Anyway I am scrubbing it again now and will try the copy to /dev/null thing to see if I can find any other bit rotted files and just get rid of them, but the open question is what should I do at this point to ensure my volume is healthy. I'm not sure why disk#2 failed like that and then performed fine up until now after re-sync..that is question #1 and brings up the question of whether I should replace the drive now. but even if I do, if my data is compromised it makes me wonder if I should completely nuke the whole thing and start over...but...like I said..other then these recent bit rot errors, I haven't seen any other disk errors or anything to indicate any problem. Nuking it and starting over would be very painful experience for me, I don't have an easy way to do it and would definitely lose a bunch of data that I am not backing up to idrive, not mission critical data, but still I don't really want to lose it. I don't have any other disks big enough to back it up locally either...all solvable with cash of course..but it gets painful if that is the route I have to go. At some point I am going to move on past this ReadyNAS anyway, to something else...not sure what yet...Unraid or synology...or maybe I might get an older Intel Mac Mini and turn it into my NAS.. haven't decided yet I was hoping to kick that can down the road a few more years with this ReadyNAS...so I hate to spend money on it at the moment...

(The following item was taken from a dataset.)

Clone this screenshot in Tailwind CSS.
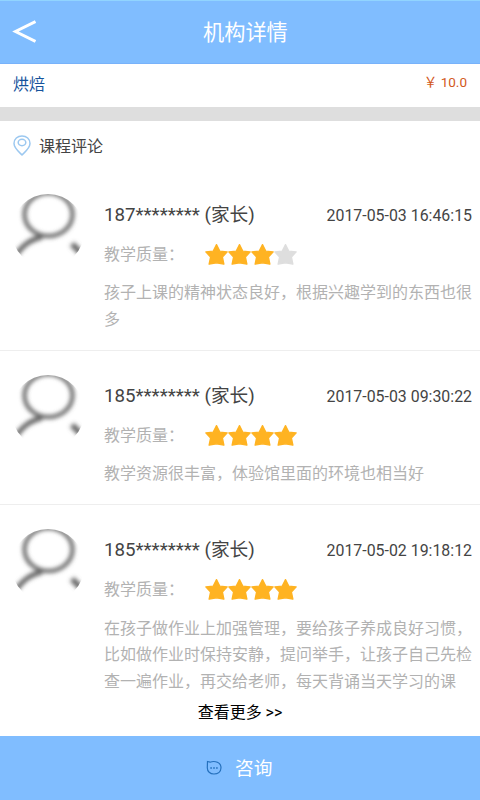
<!DOCTYPE html>
<html lang="zh-CN">
<head>
<meta charset="utf-8">
<title>机构详情</title>
<script src="https://cdn.jsdelivr.net/npm/@tailwindcss/browser@4"></script>
</head>
<body class="bg-white">
<svg width="0" height="0" class="absolute">
  <defs>
    <filter id="soft" x="-20%" y="-20%" width="140%" height="140%"><feGaussianBlur stdDeviation="1.9"/></filter>
    <clipPath id="round"><circle cx="37" cy="37.5" r="36.5"/></clipPath>
    <symbol id="avatar" viewBox="0 0 74 74">
      <g clip-path="url(#round)"><g filter="url(#soft)" fill="none" stroke="#666" stroke-width="4">
        <ellipse cx="37.5" cy="21.5" rx="24" ry="21.5"/>
        <path d="M2 66C9 56 16 47 31 44" stroke-width="5"/>
        <path d="M61 51L76 66" stroke-width="6"/>
      </g></g>
    </symbol>
    <symbol id="star" viewBox="0 0 23 24"><path d="M11.5 1.6L14.9 8.2L22.2 8.9L17.4 14L18.9 21.2L11.5 19.8L4.1 21.2L5.6 14L.8 8.9L8.1 8.2Z" fill="currentColor" stroke="currentColor" stroke-width="1.3" stroke-linejoin="round"/></symbol>
  </defs>
</svg>
<div class="flex h-[800px] w-[480px] flex-col overflow-hidden bg-white font-['Roboto','Noto_Sans_CJK_SC',sans-serif] text-[#444]">
  <header class="flex h-16 shrink-0 items-center border-t border-[#91d4ff] border-b border-b-[#78b2fa] bg-[#80bdff] pl-3">
    <svg class="h-6 w-6" viewBox="0 0 24 24" fill="none" stroke="#fff" stroke-width="3"><path d="M23.5 1.5L3.5 11.5L23.5 21.5"/></svg>
    <h1 class="ml-[167px] pt-0.5 text-[21.2px] leading-8 text-white">机构详情</h1>
  </header>
  <div class="flex h-[43px] shrink-0 justify-between pl-[13px] pr-[13px]">
    <span class="pt-[9px] text-base leading-6 text-[#16539c]">烘焙</span>
    <span class="pt-2 text-[13.5px] leading-5 text-[#d2591c]">￥ 10.0</span>
  </div>
  <div class="h-[14px] shrink-0 bg-[#dedede]"></div>
  <div class="flex h-[50px] shrink-0 items-center gap-2 pl-3">
    <svg class="h-[22px] w-5" viewBox="0 0 20 22" fill="none" stroke="#9cc8f0" stroke-width="1.5"><path d="M10 20C7 17 2 13 2 8.5C2 4 5.5 1 10 1S18 4 18 8.5C18 13 13 17 10 20Z"/><ellipse cx="10" cy="7.5" rx="3.8" ry="3.2"/></svg>
    <h2 class="-ml-px pt-0.5 text-base leading-6">课程评论</h2>
  </div>
  <main class="flex min-h-0 flex-1 flex-col overflow-hidden">
    <article class="flex h-[180px] shrink-0 border-b border-[#eee] pl-[11px] pr-2 pt-[22px]">
      <svg class="h-[74px] w-[74px] shrink-0"><use href="#avatar"/></svg>
      <div class="ml-[19px] flex-1 pt-2">
        <div class="flex h-7 items-center justify-between whitespace-nowrap"><span class="text-[18.7px]">187******** (家长)</span><time class="pt-0.5 text-[15.9px]">2017-05-03 16:46:15</time></div>
        <div class="mt-[14px] flex h-6 items-center text-base text-[#b2b2b2]"><span class="w-[101px]">教学质量：</span><span class="flex text-[#ffb322]"><svg class="h-6 w-[23px]"><use href="#star"/></svg><svg class="h-6 w-[23px]"><use href="#star"/></svg><svg class="h-6 w-[23px]"><use href="#star"/></svg><svg class="h-6 w-[23px] text-[#dedede]"><use href="#star"/></svg></span></div>
        <p class="mt-[13px] text-base leading-[26.6px] text-[#b2b2b2]">孩子上课的精神状态良好，根据兴趣学到的东西也很多</p>
      </div>
    </article>
    <article class="flex h-[154px] shrink-0 border-b border-[#eee] pl-[11px] pr-2 pt-[23px]">
      <svg class="h-[74px] w-[74px] shrink-0"><use href="#avatar"/></svg>
      <div class="ml-[19px] flex-1 pt-2">
        <div class="flex h-7 items-center justify-between whitespace-nowrap"><span class="text-[18.7px]">185******** (家长)</span><time class="pt-0.5 text-[15.9px]">2017-05-03 09:30:22</time></div>
        <div class="mt-[14px] flex h-6 items-center text-base text-[#b2b2b2]"><span class="w-[101px]">教学质量：</span><span class="flex text-[#ffb322]"><svg class="h-6 w-[23px]"><use href="#star"/></svg><svg class="h-6 w-[23px]"><use href="#star"/></svg><svg class="h-6 w-[23px]"><use href="#star"/></svg><svg class="h-6 w-[23px]"><use href="#star"/></svg></span></div>
        <p class="mt-[13px] text-base leading-[26.6px] text-[#b2b2b2]">教学资源很丰富，体验馆里面的环境也相当好</p>
      </div>
    </article>
    <article class="flex shrink-0 pl-[11px] pr-2 pt-[23px]">
      <svg class="h-[74px] w-[74px] shrink-0"><use href="#avatar"/></svg>
      <div class="ml-[19px] flex-1 pt-2">
        <div class="flex h-7 items-center justify-between whitespace-nowrap"><span class="text-[18.7px]">185******** (家长)</span><time class="pt-0.5 text-[15.9px]">2017-05-02 19:18:12</time></div>
        <div class="mt-[14px] flex h-6 items-center text-base text-[#b2b2b2]"><span class="w-[101px]">教学质量：</span><span class="flex text-[#ffb322]"><svg class="h-6 w-[23px]"><use href="#star"/></svg><svg class="h-6 w-[23px]"><use href="#star"/></svg><svg class="h-6 w-[23px]"><use href="#star"/></svg><svg class="h-6 w-[23px]"><use href="#star"/></svg></span></div>
        <p class="mt-[13.5px] text-base leading-[26.7px] text-[#b2b2b2]">在孩子做作业上加强管理，要给孩子养成良好习惯，比如做作业时保持安静，提问举手，让孩子自己先检查一遍作业，再交给老师，每天背诵当天学习的课</p>
      </div>
    </article>
  </main>
  <button class="h-[38px] shrink-0 bg-white pb-2 text-base leading-6 text-black">查看更多 &gt;&gt;</button>
  <footer class="flex h-16 shrink-0 items-center bg-[#80bdff] pl-[206px]">
    <svg class="h-4 w-4" viewBox="0 0 16 16" fill="none" stroke="#2470bd" stroke-width="1.2"><path d="M1.5 1.5L4 2.2C9 .3 15 2.5 15 7.8C15 12 11.5 14 8 14C4 14 1.3 11.5 1.3 7.8Z"/><path d="M4.3 8h1.6M7.2 8h1.6M10.1 8h1.6" stroke-width="1.6"/></svg>
    <span class="ml-[13px] pt-0.5 text-[18.7px] leading-7 text-white">咨询</span>
  </footer>
</div>
</body>
</html>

One thing for certain I need to make sure my mission critical data is backed up locally and hopefully its ok...so far no Bit rot errors there.

Are there any other log files I should check to see what is going up? Nothing else shows up from the frontview log

StephenB
Guru - Experienced User
Dec 11, 2024
Dewdman42 wrote:

well so looking back further in the logs I do find something that must be the reason for this 18 months ago. see below.

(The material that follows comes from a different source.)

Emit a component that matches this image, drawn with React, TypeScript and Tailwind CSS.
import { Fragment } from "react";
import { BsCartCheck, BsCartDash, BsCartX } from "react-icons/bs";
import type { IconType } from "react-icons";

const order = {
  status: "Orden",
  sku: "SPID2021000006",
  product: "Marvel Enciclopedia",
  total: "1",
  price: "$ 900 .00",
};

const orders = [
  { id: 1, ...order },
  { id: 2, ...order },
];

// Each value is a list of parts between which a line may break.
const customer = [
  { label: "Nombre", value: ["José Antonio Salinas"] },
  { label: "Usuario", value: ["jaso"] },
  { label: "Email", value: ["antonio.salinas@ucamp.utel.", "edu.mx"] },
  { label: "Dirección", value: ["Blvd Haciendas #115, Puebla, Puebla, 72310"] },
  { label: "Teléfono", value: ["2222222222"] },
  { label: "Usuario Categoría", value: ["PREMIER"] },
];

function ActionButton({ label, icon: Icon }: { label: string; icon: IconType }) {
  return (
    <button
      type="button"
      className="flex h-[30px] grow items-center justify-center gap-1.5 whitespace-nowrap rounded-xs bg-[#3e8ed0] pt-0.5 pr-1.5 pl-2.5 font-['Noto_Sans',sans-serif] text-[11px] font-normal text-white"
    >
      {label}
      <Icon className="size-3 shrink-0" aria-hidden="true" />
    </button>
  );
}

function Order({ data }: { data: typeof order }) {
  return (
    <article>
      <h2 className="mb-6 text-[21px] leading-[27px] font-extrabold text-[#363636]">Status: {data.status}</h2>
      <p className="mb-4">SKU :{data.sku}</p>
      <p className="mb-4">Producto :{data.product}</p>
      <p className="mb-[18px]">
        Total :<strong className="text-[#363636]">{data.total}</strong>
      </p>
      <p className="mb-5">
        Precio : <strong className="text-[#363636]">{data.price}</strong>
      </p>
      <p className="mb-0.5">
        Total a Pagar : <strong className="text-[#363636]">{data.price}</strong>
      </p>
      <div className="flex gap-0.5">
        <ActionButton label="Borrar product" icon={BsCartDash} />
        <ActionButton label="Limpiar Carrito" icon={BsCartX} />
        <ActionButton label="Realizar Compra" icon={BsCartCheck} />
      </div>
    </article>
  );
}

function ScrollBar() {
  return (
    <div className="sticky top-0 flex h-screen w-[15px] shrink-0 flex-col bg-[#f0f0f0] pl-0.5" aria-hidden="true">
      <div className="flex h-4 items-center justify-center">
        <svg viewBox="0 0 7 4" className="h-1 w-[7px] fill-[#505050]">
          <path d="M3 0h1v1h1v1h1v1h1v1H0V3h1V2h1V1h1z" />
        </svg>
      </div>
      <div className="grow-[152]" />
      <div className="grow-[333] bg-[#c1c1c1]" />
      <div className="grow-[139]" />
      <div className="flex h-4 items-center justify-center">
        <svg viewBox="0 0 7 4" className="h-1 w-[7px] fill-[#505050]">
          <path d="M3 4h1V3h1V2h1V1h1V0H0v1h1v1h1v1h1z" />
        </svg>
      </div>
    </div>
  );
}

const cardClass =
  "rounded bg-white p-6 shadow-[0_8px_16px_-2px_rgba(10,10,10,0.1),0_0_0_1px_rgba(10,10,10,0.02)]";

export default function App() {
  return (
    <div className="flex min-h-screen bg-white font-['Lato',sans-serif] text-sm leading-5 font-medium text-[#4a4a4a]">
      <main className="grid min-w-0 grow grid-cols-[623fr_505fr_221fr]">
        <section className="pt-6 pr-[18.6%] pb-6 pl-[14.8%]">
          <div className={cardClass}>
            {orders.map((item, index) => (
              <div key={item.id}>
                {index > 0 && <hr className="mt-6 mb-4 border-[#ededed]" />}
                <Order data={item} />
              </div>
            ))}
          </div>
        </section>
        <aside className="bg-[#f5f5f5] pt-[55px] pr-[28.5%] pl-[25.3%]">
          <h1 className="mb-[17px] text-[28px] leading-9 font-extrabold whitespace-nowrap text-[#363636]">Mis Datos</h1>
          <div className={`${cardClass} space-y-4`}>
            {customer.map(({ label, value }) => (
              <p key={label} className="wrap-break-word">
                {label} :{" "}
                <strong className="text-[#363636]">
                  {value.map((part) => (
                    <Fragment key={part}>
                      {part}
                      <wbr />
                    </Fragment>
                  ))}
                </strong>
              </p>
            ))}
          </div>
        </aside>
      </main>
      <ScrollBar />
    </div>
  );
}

I agree it is at least related.

800+ pending sectors does mean the disk needs to be replaced.
- Dewdman42
  Virtuoso
  Dec 14, 2024
  What are you referring to about the 800 pending sectors? Please forgive me if this is obvious?
  
  I haven't found any other errors other than 18 months ago when the drive was resync'd for some reason, errors gone after that.. except for these bit rot errors now while doing big re-backup....
  - StephenB
    Guru - Experienced User
    Dec 14, 2024
    Dewdman42 wrote:
    
    What are you referring to about the 800 pending sectors? Please forgive me if this is obvious?
    
    See status.log above
    
    [23/07/09 03:52:40 MDT] crit:disk:LOGMSG_SMART_PENDING_SECT_30DAYS_WARN Detected increasing pending sector: count [878] on disk 2 (Internal) [WDC WD60EFRX-68L0BN1, WD-WX11DA7R3J4V] 33 times in the past 30 days. This condition often indicates an impending failure. Be prepared to replace this disk to maintain data redundancy.
    
    This problem goes back to July 2023. "Pending Sectors" are sectors that could not be read (generating an error, but not reallocated). The drive was marked as failed by the ReadyNAS (also on 9 July), but the reboot cleared that status. Although the system did eventually resync that disk after a couple of reboots, I suspect the issues on the disk caused the problem.
    
    The volume also was very full around that time
    
    [23/07/13 16:46:05 MDT] warning:volume:LOGMSG_VOLUME_USAGE_CRITICAL Less than 10% of volume data's capacity is free. data's performance is degraded and you risk running out of usable space. To improve performance and stability, you must add capacity or make free space.
    
    BTRFS doesn't behave will when it runs out of usable free space, so I always recommend keeping at least 15%.